Something is not right.

The Germans have a word for this. They call it ursprache (oor-shprah-kah). Ursprache is the primal, original language of the human family. It’s the language of paradise that still echoes in the deepest recesses of our consciousness, telling us that things are out of whack deep in our bones, deep in the soul of humanity. Something about how we relate to one another has been lost. Something is not right with the world.


The Roman Empire, which put Jesus on an execution stake, insisted that it was bringing peace to the world through its massive military might, and anybody who didn’t see it this way just might be put on a cross.

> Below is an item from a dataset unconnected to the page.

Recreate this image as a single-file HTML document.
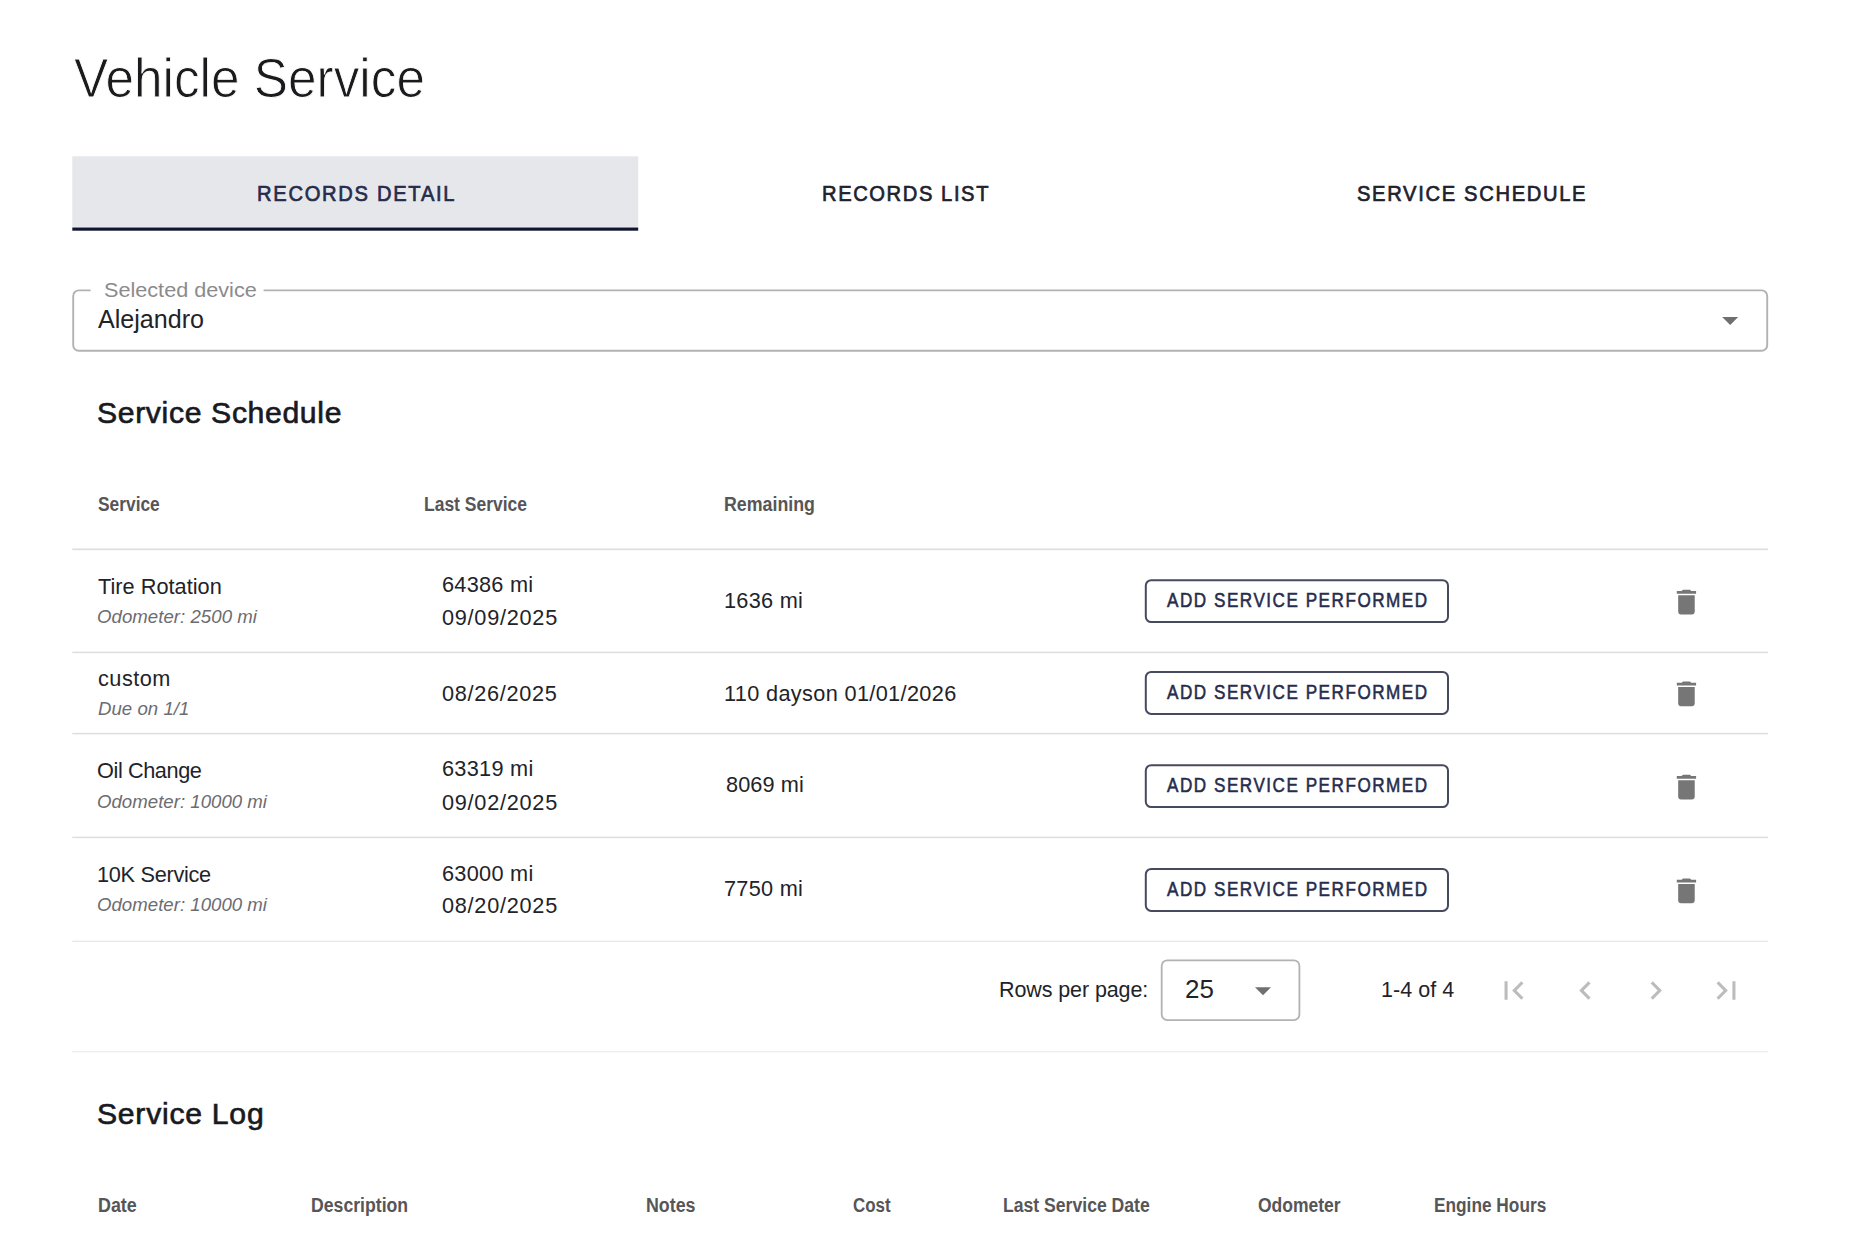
<!DOCTYPE html>
<html lang="en"><head><meta charset="utf-8"><title>Vehicle Service</title><style>
html,body{margin:0;padding:0;background:#fff;}
body{width:1849px;height:1247px;overflow:hidden;position:relative;font-family:"Liberation Sans",sans-serif;}
.shapes{position:absolute;left:0;top:0;}
.t{position:absolute;margin:0;padding:0;border:0;background:none;white-space:nowrap;line-height:1;font-weight:400;font-style:normal;font-family:"Liberation Sans",sans-serif;transform-origin:0 50%;display:block;}
</style></head>
<body>
<svg class="shapes" width="1849" height="1247" viewBox="0 0 1849 1247" aria-hidden="true">
<rect x="72.3" y="156.3" width="565.9" height="70.6" fill="#e6e7eb"/>
<rect x="72.3" y="227.5" width="565.9" height="3.2" fill="#12152f"/>
<path d="M90.6 290.4H78.8A5.6 5.6 0 0 0 73.2 296.0V345.2A5.6 5.6 0 0 0 78.8 350.8H1761.6000000000001A5.6 5.6 0 0 0 1767.2 345.2V296.0A5.6 5.6 0 0 0 1761.6000000000001 290.4H263.6" fill="none" stroke="#b2b2b2" stroke-width="1.9"/>
<path transform="translate(1711.00 300.90) scale(1.6000)" d="M7 10l5 5 5-5z" fill="#6f6f6f"/>
<rect x="72.3" y="548.45" width="1695.7" height="1.7" fill="#dedede"/>
<rect x="72.3" y="651.65" width="1695.7" height="1.5" fill="#dedede"/>
<rect x="72.3" y="732.85" width="1695.7" height="1.5" fill="#dedede"/>
<rect x="72.3" y="836.65" width="1695.7" height="1.5" fill="#dedede"/>
<rect x="72.3" y="940.6" width="1695.7" height="1.4" fill="#e9e9e9"/>
<rect x="72.3" y="1050.9" width="1695.7" height="1.4" fill="#ededed"/>
<rect x="1145.8" y="580.2" width="302.2" height="41.9" rx="5.4" fill="#fff" stroke="#474a5e" stroke-width="2"/>
<path transform="translate(1669.90 585.50) scale(1.3792)" d="M6 19c0 1.1.9 2 2 2h8c1.1 0 2-.9 2-2V7H6v12zM19 4h-3.5l-1-1h-5l-1 1H5v2h14V4z" fill="#767676"/>
<rect x="1145.8" y="672.0" width="302.2" height="41.9" rx="5.4" fill="#fff" stroke="#474a5e" stroke-width="2"/>
<path transform="translate(1669.90 677.30) scale(1.3792)" d="M6 19c0 1.1.9 2 2 2h8c1.1 0 2-.9 2-2V7H6v12zM19 4h-3.5l-1-1h-5l-1 1H5v2h14V4z" fill="#767676"/>
<rect x="1145.8" y="765.2" width="302.2" height="41.9" rx="5.4" fill="#fff" stroke="#474a5e" stroke-width="2"/>
<path transform="translate(1669.90 770.50) scale(1.3792)" d="M6 19c0 1.1.9 2 2 2h8c1.1 0 2-.9 2-2V7H6v12zM19 4h-3.5l-1-1h-5l-1 1H5v2h14V4z" fill="#767676"/>
<rect x="1145.8" y="869.0" width="302.2" height="41.9" rx="5.4" fill="#fff" stroke="#474a5e" stroke-width="2"/>
<path transform="translate(1669.90 874.30) scale(1.3792)" d="M6 19c0 1.1.9 2 2 2h8c1.1 0 2-.9 2-2V7H6v12zM19 4h-3.5l-1-1h-5l-1 1H5v2h14V4z" fill="#767676"/>
<rect x="1161.7" y="960.3" width="137.7" height="59.8" rx="5.6" fill="#fff" stroke="#b2b2b2" stroke-width="1.8"/>
<path transform="translate(1243.80 971.30) scale(1.6000)" d="M7 10l5 5 5-5z" fill="#6f6f6f"/>
<path transform="translate(1495.39 972.20) scale(1.5250)" d="M18.41 16.59L13.82 12l4.59-4.59L17 6l-6 6 6 6zM6 6h2v12H6z" fill="#bcbcbc"/>
<path transform="translate(1567.06 972.20) scale(1.5250)" d="M15.41 16.59L10.83 12l4.58-4.59L14 6l-6 6 6 6 1.41-1.41z" fill="#bcbcbc"/>
<path transform="translate(1637.54 972.20) scale(1.5250)" d="M8.59 16.59L13.17 12 8.59 7.41 10 6l6 6-6 6-1.41-1.41z" fill="#bcbcbc"/>
<path transform="translate(1708.01 972.20) scale(1.5250)" d="M5.59 7.41L10.18 12l-4.59 4.59L7 18l6-6-6-6zM16 6h2v12h-2z" fill="#bcbcbc"/>
</svg>
<header><h1 class="t" style="left:73.95px;top:51.45px;font-size:55.5px;color:#1b1b1d;-webkit-text-stroke:0.9px #fff;transform:scaleX(0.9249);">Vehicle Service</h1></header>
<nav><span class="t" style="left:256.59px;top:183.03px;font-size:22.4px;color:#262c4c;letter-spacing:1.89px;-webkit-text-stroke:0.7px #262c4c;transform:scaleX(0.9000);">RECORDS DETAIL</span><span class="t" style="left:822.01px;top:183.03px;font-size:22.4px;color:#21222c;letter-spacing:1.77px;-webkit-text-stroke:0.7px #21222c;transform:scaleX(0.9000);">RECORDS LIST</span><span class="t" style="left:1356.88px;top:183.03px;font-size:22.4px;color:#21222c;letter-spacing:1.86px;-webkit-text-stroke:0.7px #21222c;transform:scaleX(0.9000);">SERVICE SCHEDULE</span></nav>
<div class="field"><label class="t" style="left:103.73px;top:280.32px;font-size:20.4px;color:#8b8b8d;transform:scaleX(1.0611);">Selected device</label><span class="t" style="left:98.32px;top:305.89px;font-size:26.0px;color:#222329;transform:scaleX(0.9644);">Alejandro</span></div>
<section>
<h2 class="t" style="left:97.02px;top:397.79px;font-size:29.3px;color:#191a1f;letter-spacing:0.62px;-webkit-text-stroke:0.65px #191a1f;transform:scaleX(1.0300);">Service Schedule</h2>
<div class="thead"><span class="t" style="left:97.98px;top:494.89px;font-size:19.5px;color:#565658;font-weight:700;transform:scaleX(0.8900);">Service</span><span class="t" style="left:423.54px;top:494.89px;font-size:19.5px;color:#565658;font-weight:700;transform:scaleX(0.8960);">Last Service</span><span class="t" style="left:724.11px;top:494.89px;font-size:19.5px;color:#565658;font-weight:700;transform:scaleX(0.9124);">Remaining</span></div>
<div class="tr"><span class="t" style="left:97.98px;top:575.61px;font-size:22.4px;color:#222329;letter-spacing:0.02px;transform:scaleX(0.9700);">Tire Rotation</span><span class="t" style="left:97.27px;top:606.54px;font-size:19.2px;color:#6c6c71;font-style:italic;letter-spacing:0.04px;transform:scaleX(0.9700);">Odometer: 2500 mi</span><span class="t" style="left:442.04px;top:574.12px;font-size:22.4px;color:#222329;letter-spacing:0.25px;transform:scaleX(0.9700);">64386 mi</span><span class="t" style="left:442.06px;top:606.50px;font-size:22.4px;color:#222329;letter-spacing:0.75px;transform:scaleX(0.9700);">09/09/2025</span><span class="t" style="left:724.02px;top:589.63px;font-size:22.4px;color:#222329;letter-spacing:0.27px;transform:scaleX(0.9700);">1636 mi</span><button class="t" style="left:1166.92px;top:590.55px;font-size:19.9px;color:#262c4c;letter-spacing:1.77px;-webkit-text-stroke:0.55px #262c4c;transform:scaleX(0.8600);">ADD SERVICE PERFORMED</button></div>
<div class="tr"><span class="t" style="left:97.82px;top:668.42px;font-size:22.4px;color:#222329;letter-spacing:0.50px;transform:scaleX(0.9700);">custom</span><span class="t" style="left:98.34px;top:699.44px;font-size:19.2px;color:#6c6c71;font-style:italic;letter-spacing:0.03px;transform:scaleX(0.9700);">Due on 1/1</span><span class="t" style="left:442.26px;top:682.81px;font-size:22.4px;color:#222329;letter-spacing:0.70px;transform:scaleX(0.9700);">08/26/2025</span><span class="t" style="left:723.92px;top:682.81px;font-size:22.4px;color:#222329;letter-spacing:0.35px;transform:scaleX(0.9700);">110 dayson 01/01/2026</span><button class="t" style="left:1166.92px;top:682.95px;font-size:19.9px;color:#262c4c;letter-spacing:1.77px;-webkit-text-stroke:0.55px #262c4c;transform:scaleX(0.8600);">ADD SERVICE PERFORMED</button></div>
<div class="tr"><span class="t" style="left:97.13px;top:759.75px;font-size:22.4px;color:#222329;letter-spacing:-0.43px;transform:scaleX(0.9700);">Oil Change</span><span class="t" style="left:97.27px;top:791.64px;font-size:19.2px;color:#6c6c71;font-style:italic;letter-spacing:0.02px;transform:scaleX(0.9700);">Odometer: 10000 mi</span><span class="t" style="left:442.17px;top:758.14px;font-size:22.4px;color:#222329;letter-spacing:0.29px;transform:scaleX(0.9700);">63319 mi</span><span class="t" style="left:442.06px;top:791.60px;font-size:22.4px;color:#222329;letter-spacing:0.75px;transform:scaleX(0.9700);">09/02/2025</span><span class="t" style="left:725.56px;top:773.73px;font-size:22.4px;color:#222329;letter-spacing:0.10px;transform:scaleX(0.9700);">8069 mi</span><button class="t" style="left:1166.92px;top:775.55px;font-size:19.9px;color:#262c4c;letter-spacing:1.77px;-webkit-text-stroke:0.55px #262c4c;transform:scaleX(0.8600);">ADD SERVICE PERFORMED</button></div>
<div class="tr"><span class="t" style="left:96.82px;top:864.13px;font-size:22.4px;color:#222329;letter-spacing:-0.30px;transform:scaleX(0.9700);">10K Service</span><span class="t" style="left:97.27px;top:895.04px;font-size:19.2px;color:#6c6c71;font-style:italic;letter-spacing:0.02px;transform:scaleX(0.9700);">Odometer: 10000 mi</span><span class="t" style="left:442.17px;top:862.54px;font-size:22.4px;color:#222329;letter-spacing:0.29px;transform:scaleX(0.9700);">63000 mi</span><span class="t" style="left:442.06px;top:895.00px;font-size:22.4px;color:#222329;letter-spacing:0.75px;transform:scaleX(0.9700);">08/20/2025</span><span class="t" style="left:724.49px;top:878.13px;font-size:22.4px;color:#222329;letter-spacing:0.27px;transform:scaleX(0.9700);">7750 mi</span><button class="t" style="left:1166.92px;top:879.95px;font-size:19.9px;color:#262c4c;letter-spacing:1.77px;-webkit-text-stroke:0.55px #262c4c;transform:scaleX(0.8600);">ADD SERVICE PERFORMED</button></div>
<div class="tfoot"><span class="t" style="left:999.03px;top:979.12px;font-size:22.4px;color:#222329;letter-spacing:-0.10px;transform:scaleX(0.9600);">Rows per page:</span><span class="t" style="left:1184.58px;top:976.66px;font-size:25.2px;color:#222329;transform:scaleX(1.0304);">25</span><span class="t" style="left:1380.72px;top:979.12px;font-size:22.4px;color:#222329;letter-spacing:0.05px;transform:scaleX(0.9600);">1-4 of 4</span></div>
</section>
<section><h2 class="t" style="left:96.75px;top:1099.39px;font-size:29.3px;color:#191a1f;letter-spacing:0.71px;-webkit-text-stroke:0.65px #191a1f;transform:scaleX(1.0300);">Service Log</h2><div class="thead"><span class="t" style="left:97.90px;top:1196.49px;font-size:19.5px;color:#565658;font-weight:700;transform:scaleX(0.9174);">Date</span><span class="t" style="left:310.97px;top:1196.49px;font-size:19.5px;color:#565658;font-weight:700;transform:scaleX(0.9055);">Description</span><span class="t" style="left:646.13px;top:1196.49px;font-size:19.5px;color:#565658;font-weight:700;transform:scaleX(0.9131);">Notes</span><span class="t" style="left:852.57px;top:1196.49px;font-size:19.5px;color:#565658;font-weight:700;transform:scaleX(0.8668);">Cost</span><span class="t" style="left:1003.08px;top:1196.49px;font-size:19.5px;color:#565658;font-weight:700;transform:scaleX(0.9027);">Last Service Date</span><span class="t" style="left:1257.84px;top:1196.49px;font-size:19.5px;color:#565658;font-weight:700;transform:scaleX(0.8972);">Odometer</span><span class="t" style="left:1433.70px;top:1196.49px;font-size:19.5px;color:#565658;font-weight:700;transform:scaleX(0.8855);">Engine Hours</span></div></section>
</body></html>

Emperor Caesar, who ruled the Roman Empire, was considered the “Son of God,” the “Prince of Peace,” and one of his propaganda slogans was “peace through victory.”

The insistence of the first Christians was that through the resurrected Jesus Christ, God has made peace with world. Not through weapons of war but through a naked, bleeding man hanging dead on an execution stake. A Roman execution stake. Another of Caesar’s favorite propaganda slogans was “Caesar is Lord.” The first Christians often said “Jesus is Lord.” For them, Jesus was another way, a better way, a way that made the world better through sacrificial love, not coercive violence.

A Christian should get very nervous when the flag and Bible start holding hands. This is not a romance we want to encourage.

And the ursprache continues to echo within each one of us, telling us that things aren’t right, that we’re up against something very old.

And very deep,

And very wide,

And very, very powerful.

For a growing number of people in our world, it appears that many Christians support some of the very things Jesus came to set people free from.